212.  Iraq policy was a lower priority and restricted to a small number of officials.
213.  Despite those constraints, it fell to the FCO to ensure that the military
contingency planning already under way in the MOD was placed in a wider
strategic context, and that it took place alongside analysis of non-military options
for achieving the desired end state in Iraq.
214.  There is no indication that senior FCO officials commissioned such work
during spring and early summer 2002.
215.  Mr Tom McKane, Deputy Head of OD Sec, was asked by the Inquiry whether the
Pigott Group had considered aftermath planning. He explained:
“There wasn’t from my recollection much, if any, discussion about the aftermath in
terms of infrastructure of the country, the security of the country, or humanitarian
or development assistance.

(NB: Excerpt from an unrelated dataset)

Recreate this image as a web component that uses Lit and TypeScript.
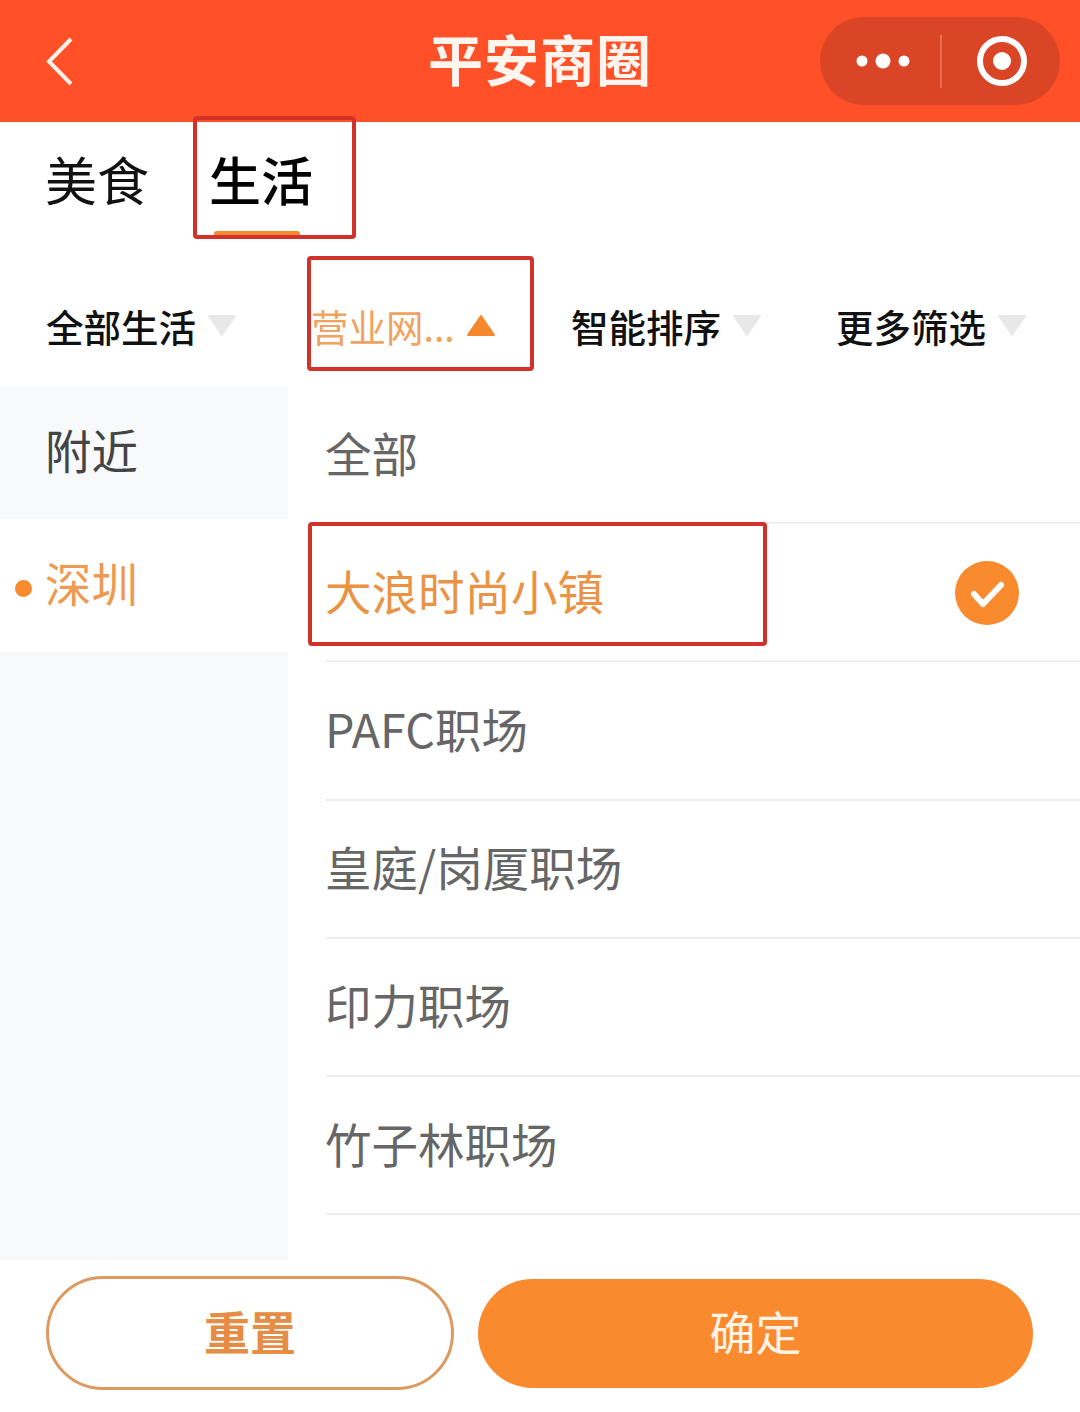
import { LitElement, html, css } from 'lit';
import { customElement } from 'lit/decorators.js';

const FILTERS = [
  { label: '全部生活', active: false, marked: false },
  { label: '营业网...', active: true, marked: true },
  { label: '智能排序', active: false, marked: false },
  { label: '更多筛选', active: false, marked: false },
];

const PLACES = ['全部', '大浪时尚小镇', 'PAFC职场', '皇庭/岗厦职场', '印力职场', '竹子林职场'];

@customElement('app-root')
export class AppRoot extends LitElement {
  static styles = css`
    :host {
      display: flex;
      flex-direction: column;
      width: 1080px;
      height: 1412px;
      overflow: hidden;
      background: #fff;
      font-family: 'Noto Sans CJK SC', 'Liberation Sans', sans-serif;
      color: #111;
    }

    /* red boxes drawn over the screenshot */
    .mark {
      position: absolute;
      box-sizing: border-box;
      border: 4px solid #d2322c;
      border-radius: 4px;
      pointer-events: none;
    }

    .header {
      flex: none;
      height: 122px;
      background: #ff5027;
      display: flex;
      align-items: center;
      justify-content: center;
      position: relative;
    }
    .title {
      font-size: 55px;
      font-weight: 700;
      color: #fff5ee;
      letter-spacing: 1px;
      padding-bottom: 8px;
    }
    .back {
      position: absolute;
      left: 44px;
      top: 36px;
    }
    .capsule {
      position: absolute;
      left: 820px;
      top: 17px;
      width: 240px;
      height: 88px;
      border-radius: 44px;
      background: #d94525;
    }

    .tabs {
      flex: none;
      height: 128px;
      display: flex;
      gap: 60px;
      padding: 0 0 0 45px;
      font-size: 52px;
      line-height: 114px;
    }
    .tab { position: relative; }
    .tab.active { font-weight: 500; color: #000; }
    .tab.active .line {
      position: absolute;
      left: 5px;
      right: 13px;
      top: 109px;
      height: 5px;
      background: #f58a33;
      border-radius: 3px 3px 0 0;
    }
    .tab.active .mark {
      left: -16px;
      right: -43px;
      top: -6px;
      height: 123px;
    }

    .filters {
      flex: none;
      height: 136px;
      display: grid;
      grid-template-columns: 265px 260px 265px 1fr;
      padding: 0 0 0 46px;
      font-size: 37.5px;
      font-weight: 500;
      color: #111;
    }
    .filter {
      position: relative;
      display: flex;
      align-items: center;
      gap: 11px;
      height: 150px;
      white-space: nowrap;
    }
    .filter.active { color: #f0a35e; font-weight: 400; }
    .filter .mark {
      left: -4px;
      top: 6px;
      width: 227px;
      height: 115px;
    }

    .body {
      flex: none;
      height: 874px;
      display: flex;
    }
    .side {
      flex: none;
      width: 288px;
      background: #f7f9fa;
      font-size: 46.5px;
    }
    .side-row {
      box-sizing: border-box;
      height: 133px;
      padding: 0 0 8px 45px;
      display: flex;
      align-items: center;
      color: #444;
      position: relative;
    }
    .side-row.active { background: #fff; color: #ee9a52; }
    .side-row .dot {
      position: absolute;
      left: 15px;
      top: 61px;
      width: 17px;
      height: 17px;
      border-radius: 50%;
      background: #f98a2e;
    }

    .list {
      flex: 1;
      padding-left: 38px;
      font-size: 46.5px;
      color: #666;
    }
    .item {
      position: relative;
      box-sizing: border-box;
      height: 138.2px;
      padding-bottom: 6px;
      display: flex;
      align-items: center;
      border-bottom: 2px solid #eee;
    }
    .item span.text { margin-left: -1px; }
    .item.active { color: #ea9344; }
    .item .mark {
      left: -18px;
      top: -2px;
      width: 459px;
      height: 124px;
    }
    .check {
      position: absolute;
      left: 629px;
      top: 37px;
    }

    .footer {
      flex: 1;
      display: flex;
      align-items: center;
      gap: 24px;
      padding: 0 47px 6px 46px;
      font-size: 46px;
    }
    .btn {
      box-sizing: border-box;
      display: flex;
      align-items: center;
      justify-content: center;
      border-radius: 57px;
      padding-bottom: 7px;
    }
    .reset {
      width: 408px;
      height: 114px;
      border: 3px solid #dc9a60;
      color: #e58c45;
      font-weight: 700;
    }
    .confirm {
      flex: 1;
      height: 109px;
      background: #f98a2e;
      color: #fff3e6;
    }
  `;

  private _triangle(active: boolean) {
    const fill = active ? '#f5882c' : '#e8e8e8';
    const points = active ? 'M15 2 L28 21 L2 21 Z' : 'M2 2 L28 2 L15 21 Z';
    return html`<svg width="30" height="24" viewBox="0 0 30 24" style="margin-top: 2px">
      <path d=${points} fill=${fill} stroke=${fill} stroke-width="2" stroke-linejoin="round"></path>
    </svg>`;
  }

  render() {
    return html`
      <div class="header">
        <svg class="back" width="32" height="52" viewBox="0 0 32 52">
          <path d="M27 3 L5 25.5 L27 48" fill="none" stroke="#fff0e8" stroke-width="4"></path>
        </svg>
        <div class="title">平安商圈</div>
        <svg class="capsule" viewBox="0 0 240 88">
          <circle cx="42" cy="44" r="5.5" fill="#fff"></circle>
          <circle cx="63" cy="44" r="7.5" fill="#fff"></circle>
          <circle cx="84" cy="44" r="5.5" fill="#fff"></circle>
          <line x1="121" y1="18" x2="121" y2="71" stroke="#e8704f" stroke-width="2"></line>
          <circle cx="182" cy="44" r="22" fill="none" stroke="#fff" stroke-width="6"></circle>
          <circle cx="182" cy="44" r="9" fill="#fff"></circle>
        </svg>
      </div>

      <div class="tabs">
        <div class="tab">美食</div>
        <div class="tab active">生活<span class="line"></span><span class="mark"></span></div>
      </div>

      <div class="filters">
        ${FILTERS.map(
          (f) => html`
            <div class="filter ${f.active ? 'active' : ''}">
              <span>${f.label}</span>
              ${this._triangle(f.active)}
              ${f.marked ? html`<span class="mark"></span>` : ''}
            </div>
          `
        )}
      </div>

      <div class="body">
        <div class="side">
          <div class="side-row">附近</div>
          <div class="side-row active"><span class="dot"></span>深圳</div>
        </div>
        <div class="list">
          ${PLACES.map(
            (p, i) => html`
              <div class="item ${i === 1 ? 'active' : ''}">
                <span class="text">${p}</span>
                ${i === 1
                  ? html`<span class="mark"></span>
                      <svg class="check" width="64" height="64" viewBox="0 0 64 64">
                        <circle cx="32" cy="32" r="32" fill="#f98a2e"></circle>
                        <path d="M19 33 L28 43 L46 24" fill="none" stroke="#fff" stroke-width="6" stroke-linecap="round" stroke-linejoin="round"></path>
                      </svg>`
                  : ''}
              </div>
            `
          )}
        </div>
      </div>

      <div class="footer">
        <div class="btn reset">重置</div>
        <div class="btn confirm">确定</div>
      </div>
    `;
  }
}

That wasn’t the focus of these meetings, and I think
that it’s not really surprising, given that they were meetings being convened in the
Ministry of Defence and had quite a defence focus.
“… [T]he focus of everybody at that point was … what is the military plan going to
be? What is the form of the UK contribution likely to be? … [U]ntil one had … some
resolution on those points the question of precisely what the aftermath was going to
be was not something that could be settled.”122
216.  Mr McKane added:
“We had not got to the point at that stage of planning for an aftermath, because
there wasn’t yet an aftermath to be planned for.”
217.  In late May, the MOD Strategic Planning Group (SPG) advised that the post-
conflict phase of operations had the potential to add significantly to the costs and
scale of a UK military commitment in Iraq.
121  Public hearing, 1 December 2009, page 20.
122  Public hearing, 19 January 2011, pages 61 and 65.